[Entries with page source code]

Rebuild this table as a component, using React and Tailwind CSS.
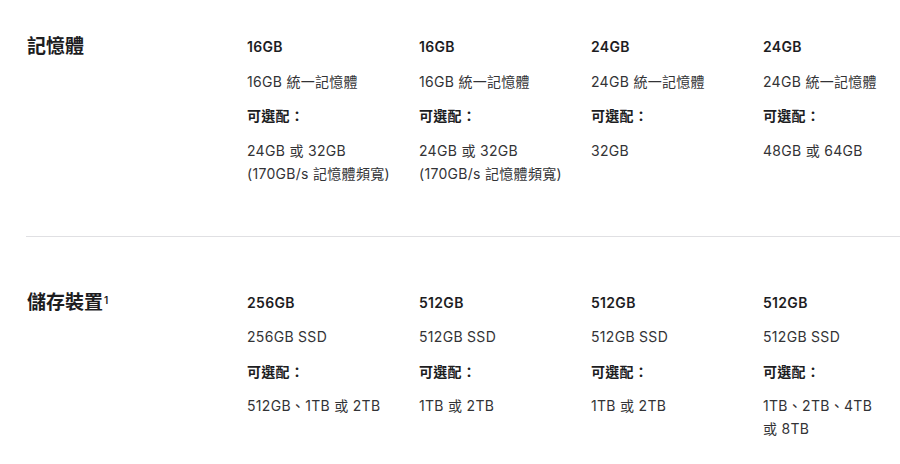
const sections = [
  {
    title: '記憶體',
    sup: null,
    cols: [
      { head: '16GB', desc: '16GB 統一記憶體', options: ['24GB 或 32GB', '(170GB/s 記憶體頻寬)'] },
      { head: '16GB', desc: '16GB 統一記憶體', options: ['24GB 或 32GB', '(170GB/s 記憶體頻寬)'] },
      { head: '24GB', desc: '24GB 統一記憶體', options: ['32GB'] },
      { head: '24GB', desc: '24GB 統一記憶體', options: ['48GB 或 64GB'] },
    ],
  },
  {
    title: '儲存裝置',
    sup: '1',
    cols: [
      { head: '256GB', desc: '256GB SSD', options: ['512GB、1TB 或 2TB'] },
      { head: '512GB', desc: '512GB SSD', options: ['1TB 或 2TB'] },
      { head: '512GB', desc: '512GB SSD', options: ['1TB 或 2TB'] },
      { head: '512GB', desc: '512GB SSD', options: ['1TB、2TB、4TB', '或 8TB'] },
    ],
  },
];

function SpecColumn({ col }) {
  return (
    <div className="flex flex-col gap-[11.5px] text-[14px] leading-[23px] tracking-[0.3px]">
      <p className="font-semibold text-[#1d1d1f]">{col.head}</p>
      <p className="text-[#333336]">{col.desc}</p>
      <p className="font-semibold text-[#1d1d1f]">可選配：</p>
      <p className="text-[#333336]">
        {col.options.map((line, i) => (
          <span key={i} className="block">{line}</span>
        ))}
      </p>
    </div>
  );
}

export default function App() {
  const font = "font-['Inter','Noto_Sans_CJK_TC',sans-serif]";
  return (
    <div className={`w-[900px] h-[464px] bg-white overflow-hidden ${font}`}>
      {sections.map((s, i) => (
        <div key={s.title}>
          {i > 0 && <div className="ml-[26px] h-px bg-[#e0e0e3]" />}
          <div className={`flex pl-[27px] ${i > 0 ? 'pt-[54px]' : 'pt-[35px]'} pb-[51px]`}>
            <h2 className="w-[220px] shrink-0 text-[19px] leading-[23px] font-semibold text-[#1d1d1f]">
              {s.title}
              {s.sup && <sup className="text-[10px] font-semibold ml-px">{s.sup}</sup>}
            </h2>
            <div className="grid grid-cols-[172px_172px_172px_172px]">
              {s.cols.map((c, j) => (
                <SpecColumn key={j} col={c} />
              ))}
            </div>
          </div>
        </div>
      ))}
    </div>
  );
}
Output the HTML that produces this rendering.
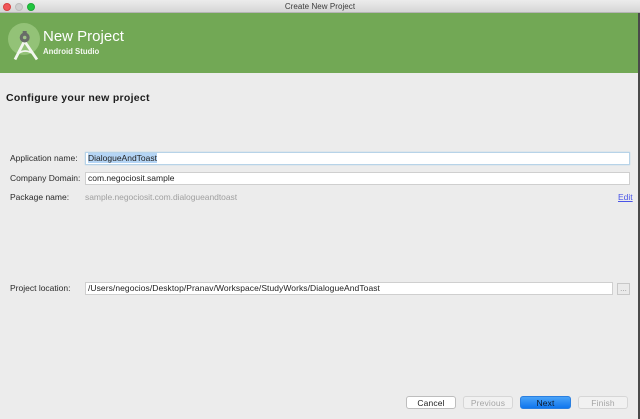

Problem statement: Look through the entries above and list every line containing "this".

Exercise output:
Rebuild this table as a component, using React and Tailwind CSS.
Output the HTML that produces this rendering.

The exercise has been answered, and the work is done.